First I used Inkscape to make a shape that I could virtually spin into a mug. I knew from past experience that when I tried to make objects in Blender with medium-complex topology that I got a lot of weird edges and orphan vertices and mesh faces. Also, it's sometimes hard to know how thick everything is in Blender and easier to start out with a known proportion in Inkscape.
Once I had a shape I thought I could work with, I went into Blender.
I used Blender's spin function as a kind of lathe to make a mug and then I used some Boolean Nots to cut oval wholes in the side. (I'm cutting out the parts where I goofed up and made things that didn't work.)
Then I went to the Shapeways web site and uploaded the build... and I discovered that ceramic materials are, um, kind of expensive (but not as expensive as bronze, steel or gold). Ceramics are the only food-grade material they offer.
Then I waited. And waited. And waited.
When Shapeways told me the build was ready, I tracked the shipment.
When I got the package, it felt kind of light.
But I was excited! There was a lot of packaging. I was glad that the ceramic mug was so well protected.
There were about three layers of bubble wrap. Getting smaller; the reality of how big six centemeters is began to sink in.
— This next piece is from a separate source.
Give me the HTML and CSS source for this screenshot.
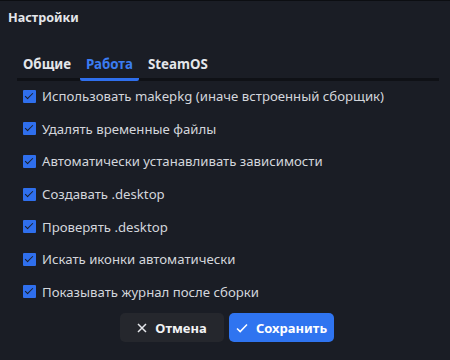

And TADA! The finished product in white. This one's for Mark. I'm getting a black one, which --although identical -- was harder to print and has been delayed.
I'm psyched that this came out so robustly, and yeah, it holds a tablespoon of liquid. I'd envisioned sipping hot cocoa or maybe sake (if I drank sake) from it, but I'm pretty sure we're the proud owners of a very artistic medicine cup.